Members of the FCV — a non-profit group focused on both improving and promoting the city as a whole — will be planting 110 trees on Saturday, Nov. 10. The trees will be planted along the Highway 78/25 interchange and are a tip-of-the-hat to the city’s 175th anniversary this year.
According to FCV Project Coordinator Lynn Blaylock, planting trees — which will be a mixture of species — seemed like a fitting tribute to the city’s birthday.
“We just felt like it was important to recognize the city’s 175 years,” she said. “A tree is a symbol of permanence … something ongoing that can represent both the history and future of Fulton.”
Many of the trees were purchased by county residents in honor of loved ones, which helped offset the project’s $17,000 price tag. The project was also partially funded through contributions by the Modern Woodmen of America and Tennessee Valley Authority.
Those with trees dedicated to them will have their names featured on a large marker, which will be erected in the near future.
“We encourage anyone who contributed money toward the purchase of the trees to come out and help plant them,” Blaylock said, adding that the group welcomes any volunteers who want to help with planting.
For those who want to lend a hand — hopefully, one with a shovel in it — work will start at 7 a.m. Volunteers will meet in the Walmart parking lot; those who can are asked to bring digging tools.
Those who would like to help plot holes on Friday are asked to contact Randy Aycock at 662-321-3006 for more details.
Members of the Modern Woodmen of America will also be on-hand to help with the project.
This is the first part of a two-part project that will culminate with a total of 175 trees planted in the city. Group founder Chip Mills is currently working with the Corps of Engineers to schedule the planting of the final 65 trees along the Tenn-Tom Trails walking track.
No date has been set for when those trees will be planted, but Blaylock said it will possibly be in the spring — likely March.
This project is the latest in a series of citywide beautification efforts by the group, which formed last year.
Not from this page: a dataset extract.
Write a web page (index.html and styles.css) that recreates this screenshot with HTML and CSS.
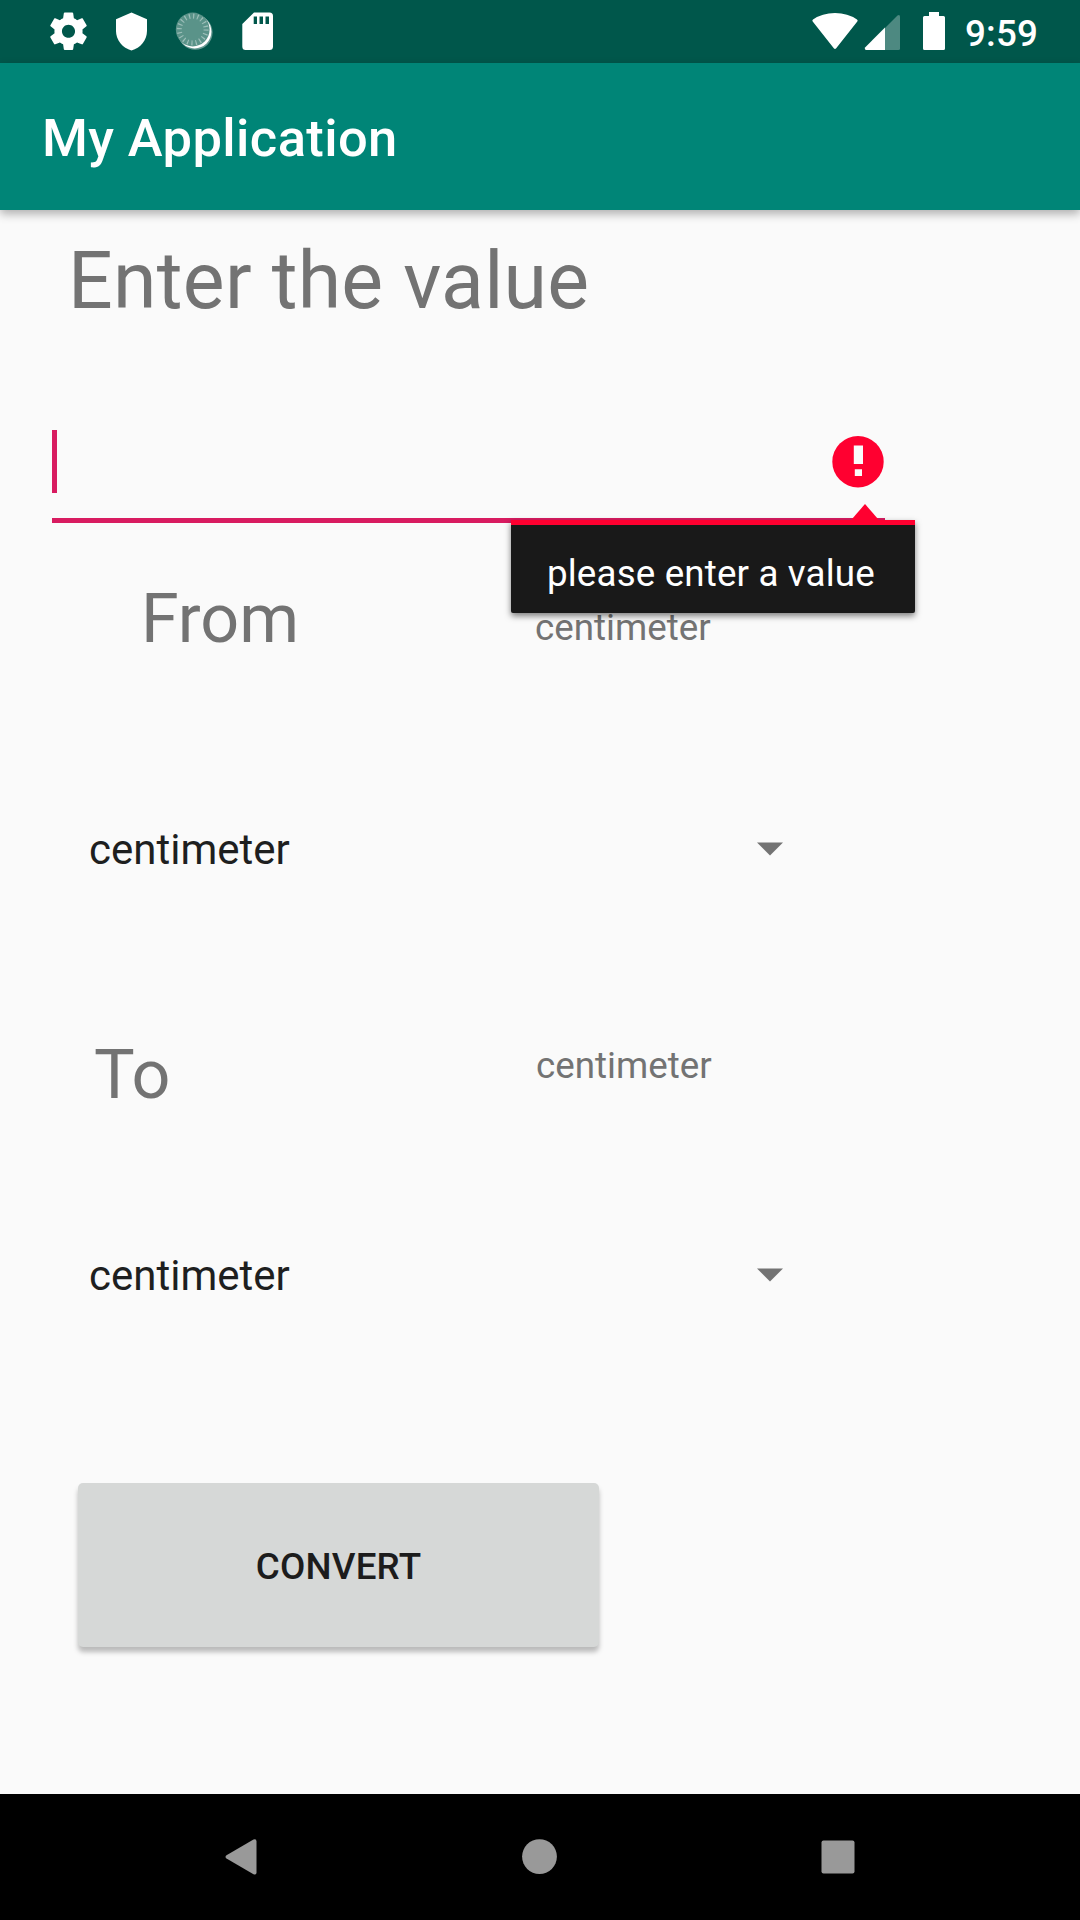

One of the most recent projects involved trimming trees and performing landscaping around the county’s courthouse.
The group has around 70 regular members.
Blaylock said she’s been pleased with the success of the project so far and thinks both residents and visitors to the area will be happy with the results.
“Our mission is to influence positive change in the community and this certainly makes a positive impact,” she said. “I’d say this has been a very successful project.”